Stored data
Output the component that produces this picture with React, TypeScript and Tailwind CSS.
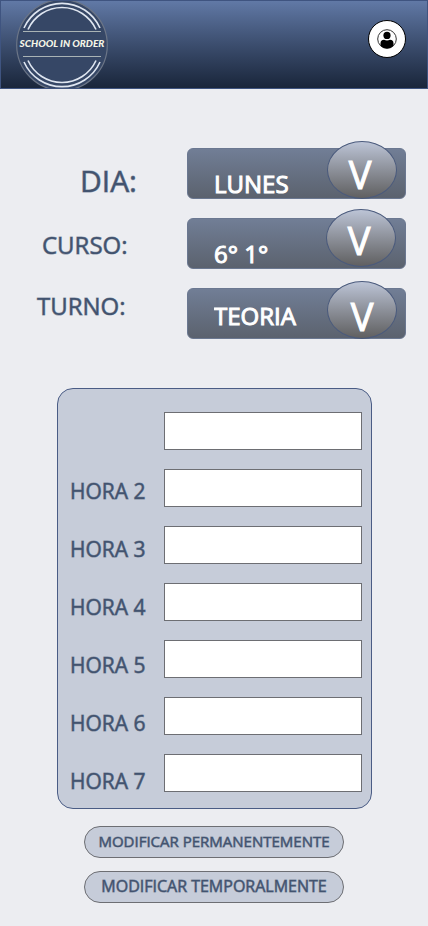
const selects = [
  {
    id: "dia",
    label: "DIA:",
    labelClass: "pl-20 text-[30px] leading-10",
    options: ["LUNES", "MARTES", "MIERCOLES", "JUEVES", "VIERNES"],
    selectClass: "pt-5",
    knobClass: "right-[9px] bottom-0 pt-2 pr-1",
  },
  {
    id: "curso",
    label: "CURSO:",
    labelClass: "pl-[42px] text-2xl leading-[34px]",
    options: ["6° 1°", "6° 2°"],
    selectClass: "pt-5",
    knobClass: "right-[10px] bottom-[2px] pt-1 pr-1",
  },
  {
    id: "turno",
    label: "TURNO:",
    labelClass: "pl-[37px] text-2xl leading-[34px]",
    options: ["TEORIA", "TALLER"],
    selectClass: "pt-1",
    knobClass: "right-[9px] bottom-0 pt-3",
  },
];

const hours = [1, 2, 3, 4, 5, 6, 7];

function Logo() {
  return (
    <svg viewBox="0 0 94 87" className="ml-[14px] h-[87px] w-[94px]" role="img" aria-label="School in Order">
      <circle cx="47" cy="44" r="45.3" fill="#364766" stroke="#6b7587" strokeWidth="1.2" />
      <g fill="none" stroke="#dfe6f1" strokeWidth="1.6">
        <path d="M9 27 A41.6 41.6 0 0 1 85 27" />
        <path d="M13 28.5 A37.3 37.3 0 0 1 81 28.5" />
        <path d="M9 61 A41.6 41.6 0 0 0 85 61" />
        <path d="M13 59.5 A37.3 37.3 0 0 0 81 59.5" />
      </g>
      <path d="M8 30.5 H86 M8 55.5 H86" stroke="#a9b3b5" strokeWidth="1" />
      <text
        x="47"
        y="46"
        textAnchor="middle"
        fill="#f4f5e6"
        className="font-['Lato',sans-serif] text-[10px] font-black italic"
      >
        SCHOOL IN ORDER
      </text>
    </svg>
  );
}

export default function App() {
  return (
    <div className="min-h-screen bg-[#ecedf1] font-['Open_Sans',sans-serif] text-[#42536f] [-webkit-text-stroke:1px_#42536f90]">
      <header className="flex h-[89px] items-center justify-between overflow-hidden border border-[#3f5480] bg-linear-to-b from-[#6179a6] to-[#1a263b] pr-[21px] [-webkit-text-stroke-width:0]">
        <Logo />
        <button type="button" aria-label="Perfil" className="mb-3 size-[38px] rounded-full border border-black bg-white">
          <svg viewBox="0 0 36 36" className="size-9">
            <defs>
              <clipPath id="face">
                <circle cx="18" cy="18" r="9.5" />
              </clipPath>
            </defs>
            <circle cx="18" cy="18" r="9.3" fill="white" stroke="#333" strokeWidth="1" />
            <g clipPath="url(#face)">
              <circle cx="18" cy="14.4" r="3.6" />
              <path d="M11.5 28 V22.5 Q11.5 18.8 15 18.8 Q18 20 21 18.8 Q24.5 18.8 24.5 22.5 V28 Z" />
            </g>
          </svg>
        </button>
      </header>

      <main>
        <section className="flex pt-[59px] pr-[22px]">
          <div className="flex w-[187px] flex-col gap-[27px] pt-[13px]">
            {selects.map((s) => (
              <label key={s.id} htmlFor={s.id} className={s.labelClass}>
                {s.label}
              </label>
            ))}
          </div>
          <div className="flex flex-1 flex-col gap-[19px]">
            {selects.map((s) => (
              <div key={s.id} className="relative">
                <select
                  id={s.id}
                  className={`block h-[51px] w-full appearance-none rounded-md border border-[#6b7891] bg-linear-to-b from-[#717e96] to-[#5b626e] pl-[26px] text-2xl leading-7 text-white [-webkit-text-stroke:1px_#ffffff] ${s.selectClass}`}
                >
                  {s.options.map((o) => (
                    <option key={o}>{o}</option>
                  ))}
                </select>
                <span
                  aria-hidden="true"
                  className={`pointer-events-none absolute flex h-[58px] w-[70px] items-center justify-center rounded-[50%] border border-[#4a5a7c] bg-linear-to-b from-[#bcc4d6] to-[#606061] text-[38px] leading-none text-white [-webkit-text-stroke:1px_#ffffff] ${s.knobClass}`}
                >
                  V
                </span>
              </div>
            ))}
          </div>
        </section>

        <section className="mt-[49px] mr-14 ml-[57px] flex rounded-2xl border border-[#4a5c85] bg-[#c6ccd9] pr-[9px] pb-3">
          <div className="flex w-[106px] flex-col gap-7 pt-[87px] pl-3">
            {hours.slice(1).map((h) => (
              <label key={h} htmlFor={`hora-${h}`} className="text-[21px] leading-[30px]">
                HORA {h}
              </label>
            ))}
          </div>
          <div className="flex flex-1 flex-col gap-[19px] pt-[23px]">
            {hours.map((h) => (
              <input
                key={h}
                id={`hora-${h}`}
                type="text"
                aria-label={`Hora ${h}`}
                className="h-[38px] w-full border border-[#6d6e73] bg-white px-2"
              />
            ))}
          </div>
        </section>

        <div className="flex flex-col items-center gap-[13px] pt-[17px] pb-[23px]">
          <button type="button" className="h-8 w-[260px] rounded-full border border-[#6d6e73] bg-[#c6ccd9] pb-px text-[15px] [-webkit-text-stroke:1px_#42536f90]">
            MODIFICAR PERMANENTEMENTE
          </button>
          <button type="button" className="h-8 w-[260px] rounded-full border border-[#6d6e73] bg-[#c6ccd9] pb-[3px] text-base [-webkit-text-stroke:1px_#42536f90]">
            MODIFICAR TEMPORALMENTE
          </button>
        </div>
      </main>
    </div>
  );
}
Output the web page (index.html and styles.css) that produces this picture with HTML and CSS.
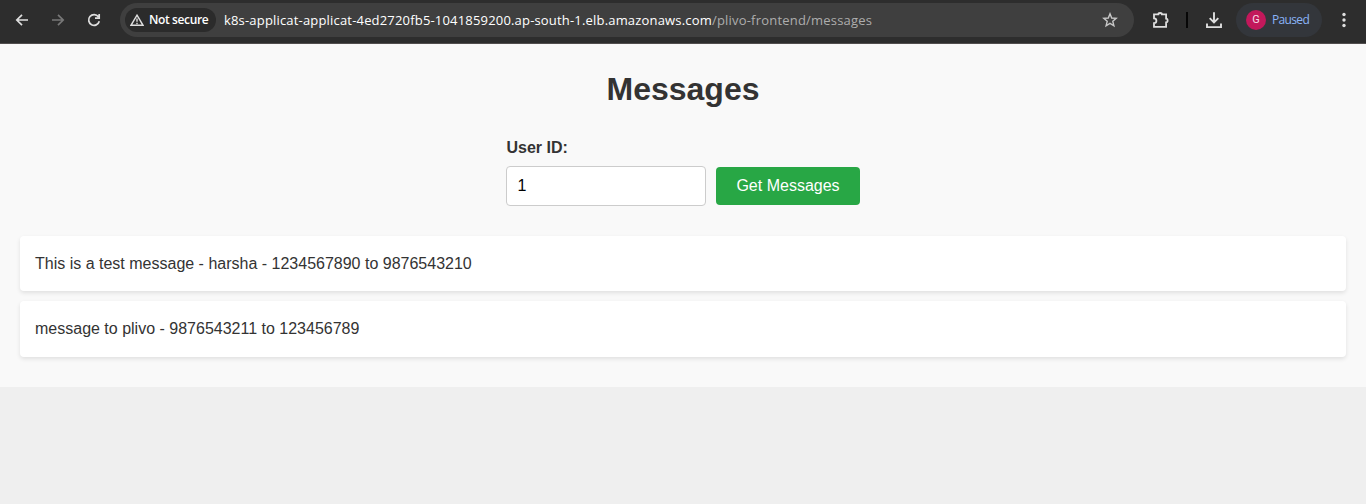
FILE: index.html
```html
<!DOCTYPE html>
<html lang="en">
<head>
<meta charset="utf-8">
<title>Messages</title>
<link rel="stylesheet" href="styles.css">
</head>
<body>
<header class="toolbar">
  <nav class="nav">
    <svg class="icon" width="16" height="16" viewBox="0 0 16 16"><path d="M14 8H3M8 2.8 2.8 8 8 13.2"/></svg>
    <svg class="icon dim" width="16" height="16" viewBox="0 0 16 16"><path d="M2 8h11M8 2.8 13.2 8 8 13.2"/></svg>
    <svg class="icon" width="16" height="16" viewBox="0 0 16 16"><path d="M12.4 4.7A5.4 5.4 0 1 0 13.3 9.3M13.2 2v4.2H9"/></svg>
  </nav>
  <div class="omnibox">
    <div class="chip">
      <svg class="warn" width="14" height="12" viewBox="0 0 14 12"><path d="M7 1.2 13 11.3H1Z"/><path d="M7 4.5v3.3M7 8.8v1.4"/></svg>
      <span class="chip-label">Not secure</span>
    </div>
    <div class="url"><span class="host">k8s-applicat-applicat-4ed2720fb5-1041859200.ap-south-1.elb.amazonaws.com</span><span class="path">/plivo-frontend/messages</span></div>
    <svg class="star" width="16" height="16" viewBox="0 0 16 16"><path d="m8 1.8 1.7 4.2 4.5.4-3.4 2.9 1.1 4.5L8 11.4l-3.9 2.4 1.1-4.5L1.8 6.4 6.3 6Z"/></svg>
  </div>
  <svg class="icon puzzle" width="18" height="18" viewBox="0 0 18 18"><path d="M2 3.4h4.3a1.8 1.4 0 0 1 3.6 0h4.2v4.3a1.5 1.8 0 0 1 0 3.6v4.6H2v-3.7a2.3 2.3 0 0 0 0-4.8Z"/></svg>
  <span class="divider"></span>
  <svg class="icon download" width="18" height="18" viewBox="0 0 18 18"><path d="M9 1.2v10M4.7 7.2 9 11.5l4.3-4.3M2 12.4v3.7h14v-3.7"/></svg>
  <div class="profile"><span class="avatar">G</span><span class="paused">Paused</span></div>
  <svg class="dots" width="4" height="16" viewBox="0 0 4 16"><circle cx="2" cy="2.5" r="1.7"/><circle cx="2" cy="8" r="1.7"/><circle cx="2" cy="13.5" r="1.7"/></svg>
</header>
<main class="page">
  <h1 class="title">Messages</h1>
  <form class="form">
    <label class="label" for="user-id">User ID:</label>
    <div class="row">
      <input class="input" id="user-id" type="text" value="1">
      <button class="button" type="button">Get Messages</button>
    </div>
  </form>
  <ul class="list">
    <li class="card">This is a test message - harsha - 1234567890 to 9876543210</li>
    <li class="card">message to plivo - 9876543211 to 123456789</li>
  </ul>
</main>
</body>
</html>
```

FILE: styles.css
```css
* { box-sizing: border-box; }
body {
  margin: 0;
  background: #efefef;
  color: #333;
  font: 16px/1.6 "Liberation Sans", Arial, sans-serif;
}
.toolbar {
  display: flex;
  align-items: center;
  height: 44px;
  padding: 0 0 4px 14px;
  background: #2d2d2d;
  border-bottom: 1px solid #514e4e;
  font-family: "Open Sans", "Noto Sans", sans-serif;
  white-space: nowrap;
}
.nav { display: flex; gap: 20px; width: 106px; }
.icon { flex: none; fill: none; stroke: #dedede; stroke-width: 1.7; }
.dim { stroke: #777; }
.omnibox {
  display: flex;
  align-items: center;
  width: 1014px;
  height: 34px;
  padding: 0 16px 0 5px;
  border-radius: 17px;
  background: #3f3f3f;
}
.chip {
  display: flex;
  align-items: center;
  width: 91px;
  height: 24px;
  padding-left: 5px;
  gap: 5px;
  border-radius: 12px;
  background: #2b2b2b;
}
.warn { fill: none; stroke: #dedede; stroke-width: 1.4; }
.chip-label { color: #fff; font-size: 12px; font-weight: 600; line-height: 16px; letter-spacing: -0.38px; }
.url { flex: 1; margin-left: 8px; font-size: 13px; line-height: 20px; letter-spacing: 0.18px; }
.host { color: #fff; }
.path { color: #adadad; letter-spacing: 0.2px; }
.star { fill: none; stroke: #c8c8c8; stroke-width: 1.4; }
.puzzle { margin-left: 18px; stroke-width: 1.8; }
.divider { width: 2px; height: 16px; margin-left: 16px; background: #070707; }
.download { margin-left: 17px; stroke-width: 1.9; }
.profile {
  display: flex;
  align-items: center;
  gap: 6px;
  width: 86px;
  height: 34px;
  margin-left: 13px;
  padding-left: 10px;
  border-radius: 17px;
  background: #33363b;
}
.avatar {
  width: 20px;
  height: 20px;
  border-radius: 50%;
  background: #c2185b;
  color: #f5dce6;
  font: 11px/20px Roboto, sans-serif;
  text-align: center;
}
.paused { color: #8ab4f8; font-size: 12px; line-height: 16px; letter-spacing: -0.65px; }
.dots { margin-left: 20px; fill: #dedede; }
.page { height: 343px; padding: 20px; background: #f9f9f9; }
.title { margin: 0 0 20px; font-size: 32px; line-height: 51px; text-align: center; }
.form { width: 354px; margin: 0 auto 29.6px; }
.label { display: block; margin-bottom: 5px; padding-left: 0.5px; font-weight: bold; line-height: 26px; }
.row { display: flex; align-items: center; gap: 10px; }
.input {
  width: 200px;
  height: 40px;
  padding: 10px 10px 10px 10.6px;
  border: 1px solid #ccc;
  border-radius: 4px;
  background: #fff;
  color: #000;
  font: 16px "Liberation Sans", Arial, sans-serif;
}
.button {
  width: 144px;
  height: 38px;
  padding: 0;
  border: 0;
  border-radius: 4px;
  background: #28a745;
  color: #fff;
  font: 16px "Liberation Sans", Arial, sans-serif;
}
.list { margin: 0; padding: 0; list-style: none; }
.card {
  margin-bottom: 10px;
  padding: 15px;
  border-radius: 4px;
  background: #fff;
  box-shadow: 0 2px 4px rgba(0, 0, 0, 0.1);
}
```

§ **Exercise**: Scan the records above for the string "with", then select every line that holds it.

§ **Correct response**:
Output the component that produces this picture with React, TypeScript and Tailwind CSS.
Output the web page (index.html and styles.css) that produces this picture with HTML and CSS.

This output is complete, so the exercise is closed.